To thrive, Gasman says, HBCUs need a few things. For one, they need stable leadership — but Fisk has cycled through presidents in recent years.
They also need to buckle down on fundraising. For Fisk, Gasman says, this means spelling out why it has such a vital role today, not just in the past.
“I think HBCU history and legacy is very important, but you can’t fall back on that,” she says. “No one’s going to give to Fisk merely because of Jubilee Singers or Jubilee Hall. They want to see what Fisk is doing now.”
Fundraising Of The Future
And the university wants this to happen.
“That’s the real push,” says director of insitutitonal advancement Jens Frederiksen. “Making Nashville and making, for that matter, the country aware of what’s happening at Fisk.”
Frederiksen, a Vanderbilt alum who calls himself an “adopted Fiskite,” is the person in charge of fundraising at Fisk. He says he wants the school to be known for its academics. For example, Fisk produces more African Americans with masters degrees in physics than any other school, and it places highly nationally in terms of research spending,
according to the university.
Frederiksen says the school wants to move away from the reputation of being strapped for cash.
“I think, for a long time, we were probably mired down in a few familiar narratives that sort of usurped all the press,” he says.
The school is also getting more aggressive about fundraising.
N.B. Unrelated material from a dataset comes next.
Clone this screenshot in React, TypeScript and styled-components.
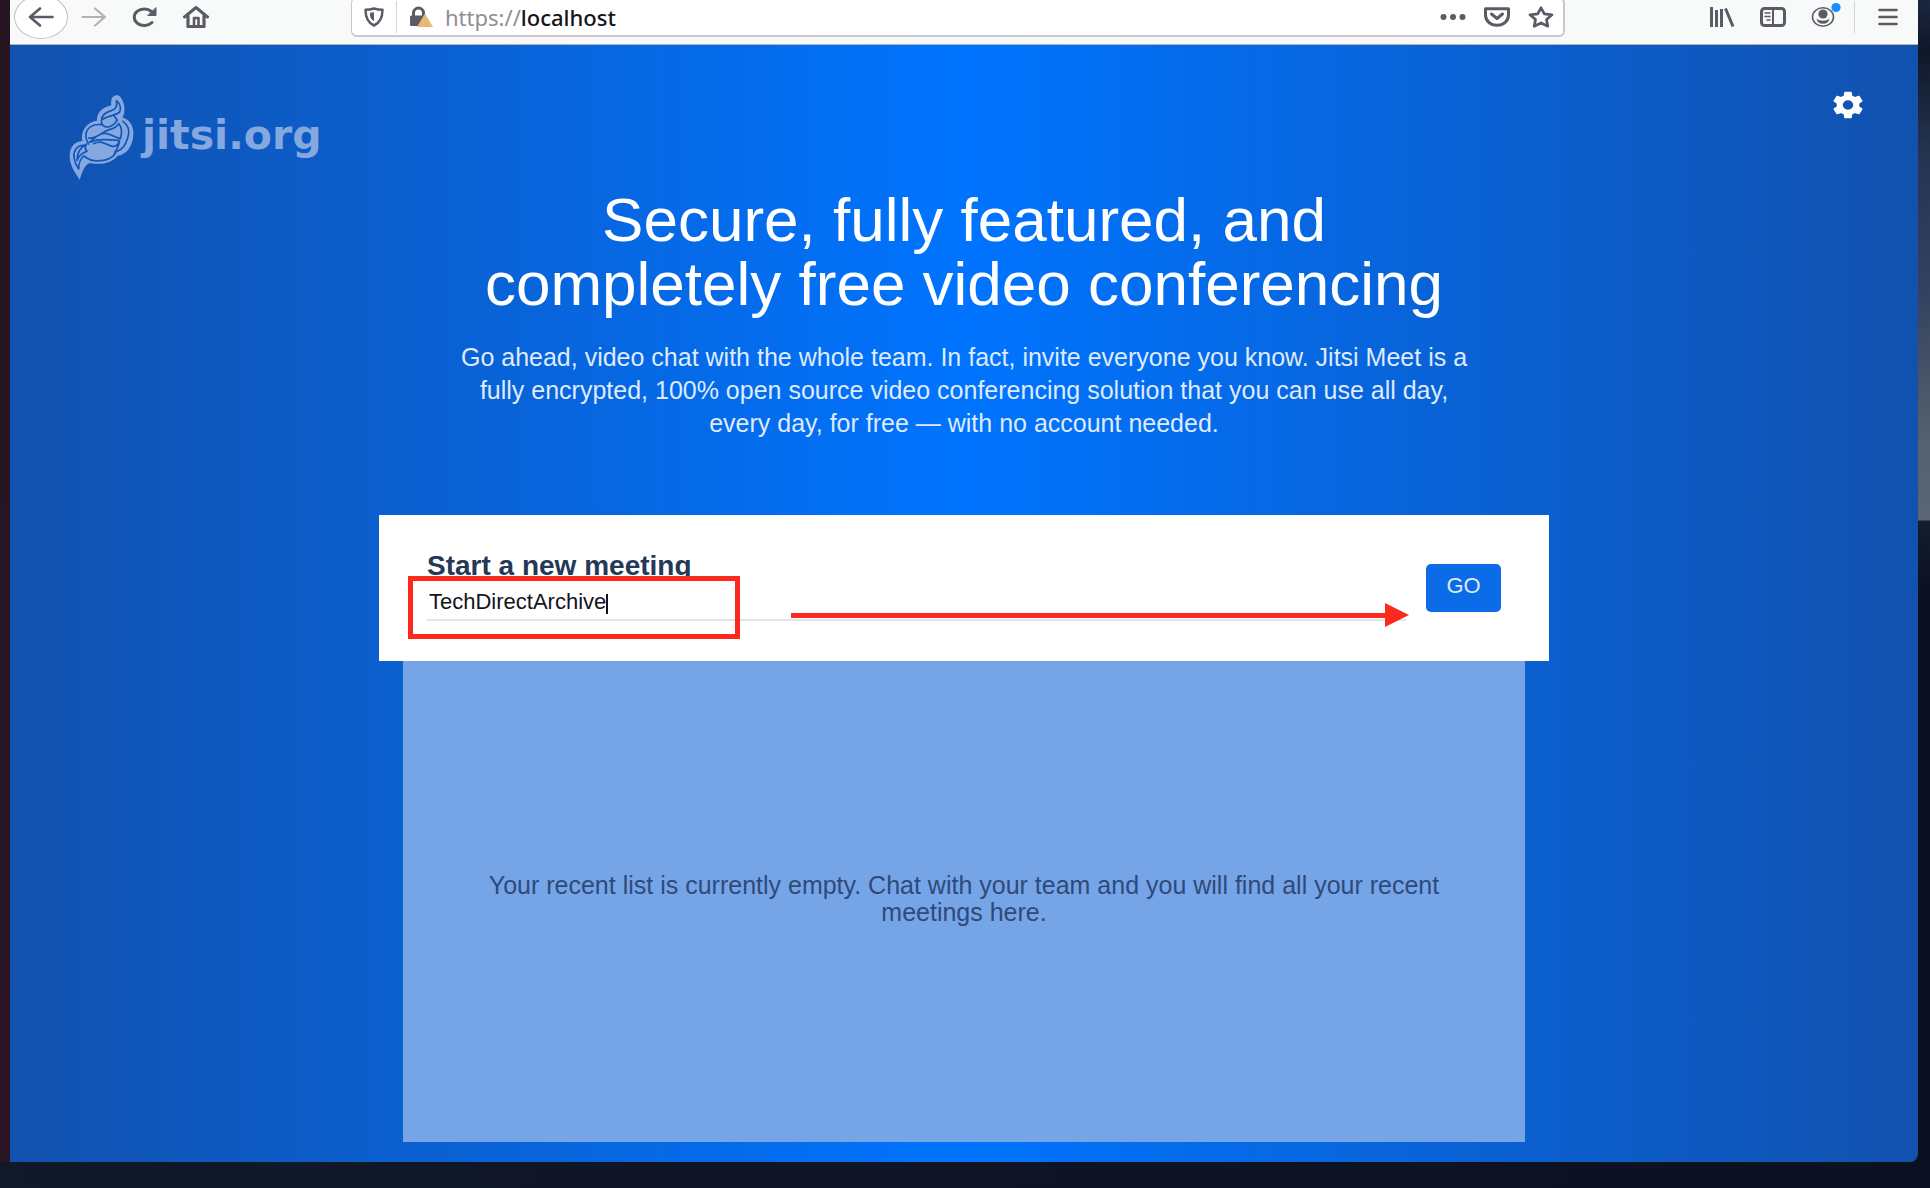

It’s running a campaign to increase the percentage of alumni who donate, from a quarter to a half. It’s also reaching outside the school more, making the case to people or companies who are not related to Fisk.
Fisk is on track to finish the year with a 25 percent boost in fundraising over last year, Frederiksen says. The school brought in less than $5 million in contributions during its
2014 fiscal year; the goal this year is around $6 million.
Unlike 150 years ago, the Jubilee Singers aren’t official fundraisers anymore, but they’re ambassadors for the university, singing around the country or at high profile events like the massive Nashville New Years Eve celebration.
In other words, Fisk still depends on the Jubilee Singers — but the fortunes of the school no longer rest on their voices.